Nos Três Ensaios da Teoria da Sexualidade (Obras Completas de Sigmund Fred, Vol. VII), Freud nos ensina que a conecção entre sadismo e masoquismo são simplesmente  aspectos de “ativos e passivos”, da mesma perversão que estão intimamente ligados. Masoquismo é explicado no Freud Dictionary of Psychoanalys como o prazer pela dor, relativo ao sentimento de culpa na maioria das vezes inconsciente, que so é descoberto atrás do processo de psicanálise.

Masoquismo é entendido em Freud como uma posição da estrutura feminina, uma transformação do sadismo. O sadismo por sua vez corresponde a um componente agressivo do instinto sexual, que se torna independente e exagerado pelo deslocamento das emoções.

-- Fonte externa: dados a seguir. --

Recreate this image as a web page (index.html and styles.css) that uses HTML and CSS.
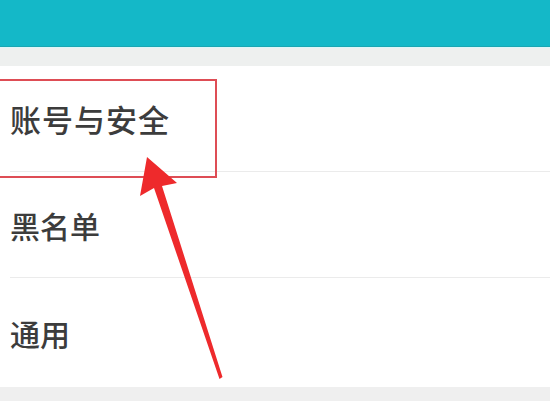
FILE: index.html
```html
<!DOCTYPE html>
<html lang="zh-CN">
<head>
<meta charset="utf-8">
<link rel="stylesheet" href="styles.css">
</head>
<body>
<div class="page">
  <header class="topbar"></header>
  <div class="gap-strip"></div>
  <ul class="menu">
    <li class="menu-item menu-item--wide">账号与安全</li>
    <li class="menu-item">黑名单</li>
    <li class="menu-item menu-item--last">通用</li>
  </ul>
  <div class="bottom-strip"></div>
  <div class="highlight-box"></div>
  <svg class="arrow" width="550" height="401" viewBox="0 0 550 401">
    <polygon fill="#ee2a2c" points="147,157 177,183 162,186 222.5,377 219.5,379 154,188 140,196"/>
  </svg>
</div>
</body>
</html>
```

FILE: styles.css
```css
html, body {
  margin: 0;
  padding: 0;
  background: #ffffff;
}
.page {
  position: relative;
  width: 550px;
  height: 401px;
  overflow: hidden;
  font-family: "Noto Sans CJK SC", "Noto Sans", sans-serif;
}
.topbar {
  height: 46px;
  background: #14b8c8;
  border-bottom: 1px solid #1aa6b2;
}
.gap-strip {
  height: 18px;
  background: #eef0ef;
  border-top: 1px solid #dff6f8;
}
.menu {
  list-style: none;
  margin: 0;
  padding: 0;
  background: #ffffff;
}
.menu-item {
  height: 105px;
  margin-left: 10px;
  display: flex;
  align-items: center;
  font-size: 30px;
  font-weight: 500;
  color: #3c3c3c;
  border-bottom: 1px solid #ebebeb;
}
.menu-item--wide {
  font-size: 31px;
  letter-spacing: 1px;
}
.menu-item--last {
  height: 109px;
  border-bottom: none;
}
.bottom-strip {
  height: 20px;
  background: #efefef;
}
.highlight-box {
  position: absolute;
  left: -2px;
  top: 79px;
  width: 215px;
  height: 95px;
  border: 2px solid #de4d55;
}
.arrow {
  position: absolute;
  left: 0;
  top: 0;
}
```
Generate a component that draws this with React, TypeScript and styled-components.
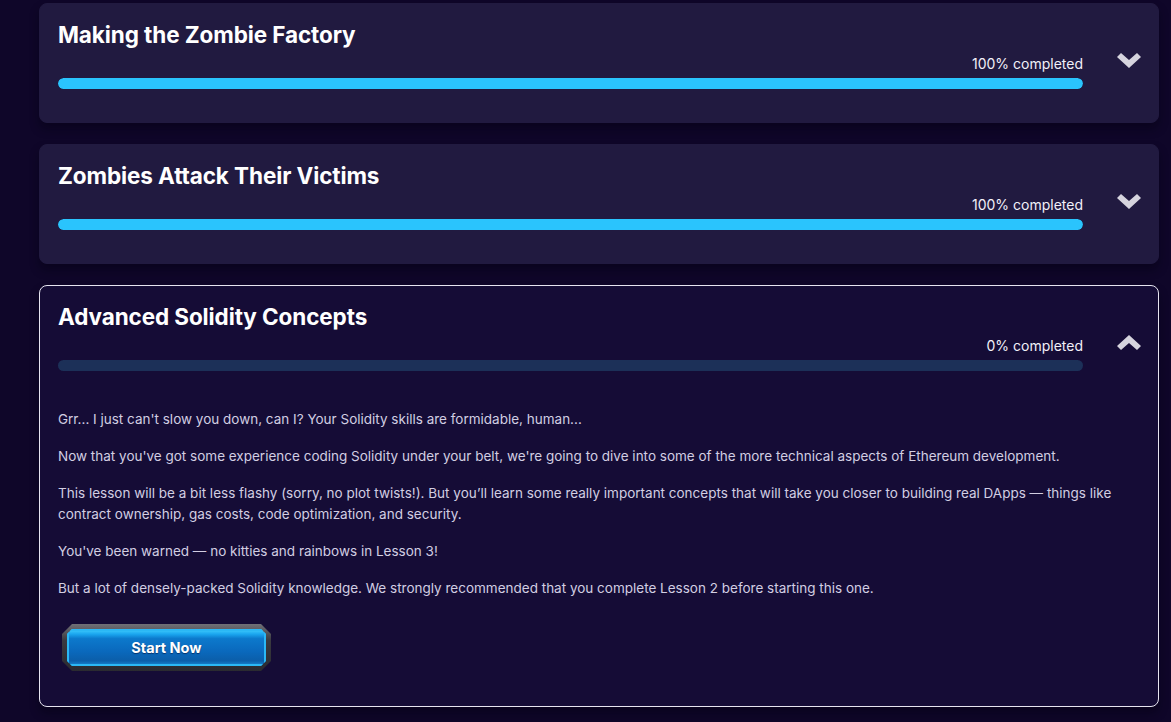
import React from "react";
import styled, { createGlobalStyle } from "styled-components";

const GlobalStyle = createGlobalStyle`
  html, body {
    margin: 0;
    padding: 0;
    background: #0f0629;
  }
  body {
    font-family: Inter, "Noto Sans", sans-serif;
    color: #ffffff;
  }
`;

const Page = styled.div`
  display: flex;
  flex-direction: column;
  gap: 21px;
  padding: 3px 12px 16px 39px;
  min-height: 722px;
  box-sizing: border-box;
`;

const Card = styled.div<{ $open?: boolean }>`
  background: ${(p) => (p.$open ? "#150c36" : "#211a40")};
  border: 1px solid ${(p) => (p.$open ? "#e6e4f0" : "#211a40")};
  border-radius: 8px;
  box-shadow: 0 6px 10px rgba(5, 2, 18, 0.45);
  padding: 15px 0 33px 18px;
`;

const Header = styled.div`
  display: flex;
  align-items: flex-start;
`;

const HeaderMain = styled.div`
  flex: 1;
  display: flex;
  flex-direction: column;
`;

const Title = styled.h2`
  margin: 0;
  font-size: 22.5px;
  line-height: 31px;
  font-weight: 700;
  letter-spacing: -0.1px;
  color: #ffffff;
`;

const Completed = styled.div`
  align-self: flex-end;
  margin-top: 5px;
  font-size: 14px;
  line-height: 18px;
  color: #f2f0f8;
`;

const Track = styled.div`
  margin-top: 5px;
  height: 11px;
  border-radius: 6px;
  background: #1c3058;
  overflow: hidden;
`;

const Fill = styled.div`
  height: 100%;
  border-radius: 6px;
  background: #2ac4fd;
`;

const Toggle = styled.button`
  flex: 0 0 auto;
  width: 75px;
  margin-top: 34px;
  padding: 0 0 0 34px;
  border: 0;
  background: none;
  color: #d6d4de;
  display: flex;
  cursor: pointer;
`;

const Body = styled.div`
  padding: 38px 30px 0 0;
`;

const Para = styled.p`
  margin: 0 0 16px;
  font-size: 13.5px;
  line-height: 21px;
  color: #d2cee2;
`;

const ButtonFrame = styled.button`
  margin: 25px 0 2px 4px;
  width: 209px;
  height: 47px;
  padding: 5px;
  border: 0;
  box-sizing: border-box;
  cursor: pointer;
  background: linear-gradient(180deg, #707076 0%, #3a3a40 35%, #2a2a30 100%);
  clip-path: polygon(10px 0, calc(100% - 10px) 0, 100% 10px, 100% calc(100% - 10px), calc(100% - 10px) 100%, 10px 100%, 0 calc(100% - 10px), 0 10px);
  display: flex;
`;

const ButtonFace = styled.span`
  flex: 1;
  display: flex;
  align-items: center;
  justify-content: center;
  background:
    linear-gradient(180deg, #45d0ff 0%, #1aa6ef 14%, #0c79cc 26%, #0a69bd 60%, #0b5ea9 86%, #1a8ad8 100%);
  clip-path: polygon(5px 0, calc(100% - 5px) 0, 100% 5px, 100% calc(100% - 5px), calc(100% - 5px) 100%, 5px 100%, 0 calc(100% - 5px), 0 5px);
  box-shadow: inset 0 0 0 2px #2bb8f5;
  color: #ffffff;
  font-family: Inter, "Noto Sans", sans-serif;
  font-size: 14.5px;
  font-weight: 700;
  text-shadow: 0 1px 1px rgba(0, 20, 60, 0.6);
`;

const Chevron = ({ up }: { up?: boolean }) => (
  <svg width="24" height="15" viewBox="0 0 24 15" style={{ transform: up ? "scaleY(-1)" : undefined }}>
    <polygon points="0,4 4,0 12,7 20,0 24,4 12,15" fill="currentColor" />
  </svg>
);

type Lesson = {
  title: string;
  progress: number;
  open?: boolean;
  paragraphs?: string[];
};

const lessons: Lesson[] = [
  { title: "Making the Zombie Factory", progress: 100 },
  { title: "Zombies Attack Their Victims", progress: 100 },
  {
    title: "Advanced Solidity Concepts",
    progress: 0,
    open: true,
    paragraphs: [
      "Grr... I just can't slow you down, can I? Your Solidity skills are formidable, human...",
      "Now that you've got some experience coding Solidity under your belt, we're going to dive into some of the more technical aspects of Ethereum development.",
      "This lesson will be a bit less flashy (sorry, no plot twists!). But you\u2019ll learn some really important concepts that will take you closer to building real DApps \u2014 things like contract ownership, gas costs, code optimization, and security.",
      "You've been warned \u2014 no kitties and rainbows in Lesson 3!",
      "But a lot of densely-packed Solidity knowledge. We strongly recommended that you complete Lesson 2 before starting this one.",
    ],
  },
];

const LessonCard = ({ lesson }: { lesson: Lesson }) => (
  <Card $open={lesson.open}>
    <Header>
      <HeaderMain>
        <Title>{lesson.title}</Title>
        <Completed>{lesson.progress}% completed</Completed>
        <Track>
          <Fill style={{ width: `${lesson.progress}%` }} />
        </Track>
      </HeaderMain>
      <Toggle aria-label="toggle">
        <Chevron up={lesson.open} />
      </Toggle>
    </Header>
    {lesson.open && (
      <Body>
        {lesson.paragraphs?.map((text, i) => (
          <Para key={i}>{text}</Para>
        ))}
        <ButtonFrame>
          <ButtonFace>Start Now</ButtonFace>
        </ButtonFrame>
      </Body>
    )}
  </Card>
);

const App = () => (
  <>
    <GlobalStyle />
    <Page>
      {lessons.map((lesson) => (
        <LessonCard key={lesson.title} lesson={lesson} />
      ))}
    </Page>
  </>
);

export default App;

O conceito de sadismo pode ser uma mera atitude impetuosa em busca de gratificação ou satisfação do desejo através da submissão e maltrato do outro.

Ainda lendo Freud, (Obras Completas de Sigmund Fred, VOL XVII) “depressa se aprende que ser espancado, mesmo que não doa muito, significa uma privação de amor e uma humilhação. E muitas crianças, que se acreditam seguramente entronadas na inabalável afeição dos pais, foram de um só golpe derrubadas de todos os céus da sua onipotência imaginária. A fantasia portanto, tornou-se masoquista. A fantasia da criança de ser espancada pelo pai permanece, via de regra inconsciente, provavelmente em consequência da intensidade da repressão … e só pode ser reconstruída no decorrer da análise”.

O escritor explica ainda que “na fantasia  masculina – como a chamarei sumariamente e, espero, sem qualquer risco de ser mal interpretado – o ser espancado também significa ser amado… Estou sendo espancado pelo meu pai, mas antes, sou amado pelo meu pai….” Penso que esse parágrafo com tantas citações Freudianas é a tentativa de me fazer compreender, mas reconheço que fica muito complicado para o leitor seguir esse raciocínio se nunca leu os escritos de Freud, estudou psicologia, e/ou  se submeteu ao processo de psicanálise.

Falemos agora da segunda resposta ou do que chamo de explicação romântica da pergunta por que permaneço no abuso. É essa versão que apresento em conferências sobre violência doméstica, já que as explicações Freudianas não são entendidas pela população em geral. Como disse no primeiro paráfrago da minha introdução, nos casos de violência doméstica que atendi e trabalhei, 98% das minhas clientes foram mulheres.

A mulher se casa com o sonho ou fantasia do príncipe encantado: ela planeja sua festa, seu vestido de noiva, fotos, cortejo na cerimônia e a lista segue infindável. Quando o “príncipe vira sapo”, a mulher não quer enxergar a realidade de que não existe um “foram felizes para sempre”. O melhor seria conhecer e aceitar o dito de Vinicius de Moraes: “que seja eterno enquanto dure.”

Sim, na maioria das vezes o amor, a paixão tem fim. A mulher tenta até a exaustão, e mesmo até a morte, para não encarar o fracasso da sua fantasia. A mulher casa também com o “em torno”, família, amigos, igreja e comunidade. A separação dos amantes é uma sucessão de perdas equivalente a morte emocional. E é contra essa morte emocional que a sobrevivente luta até as últimas consequências.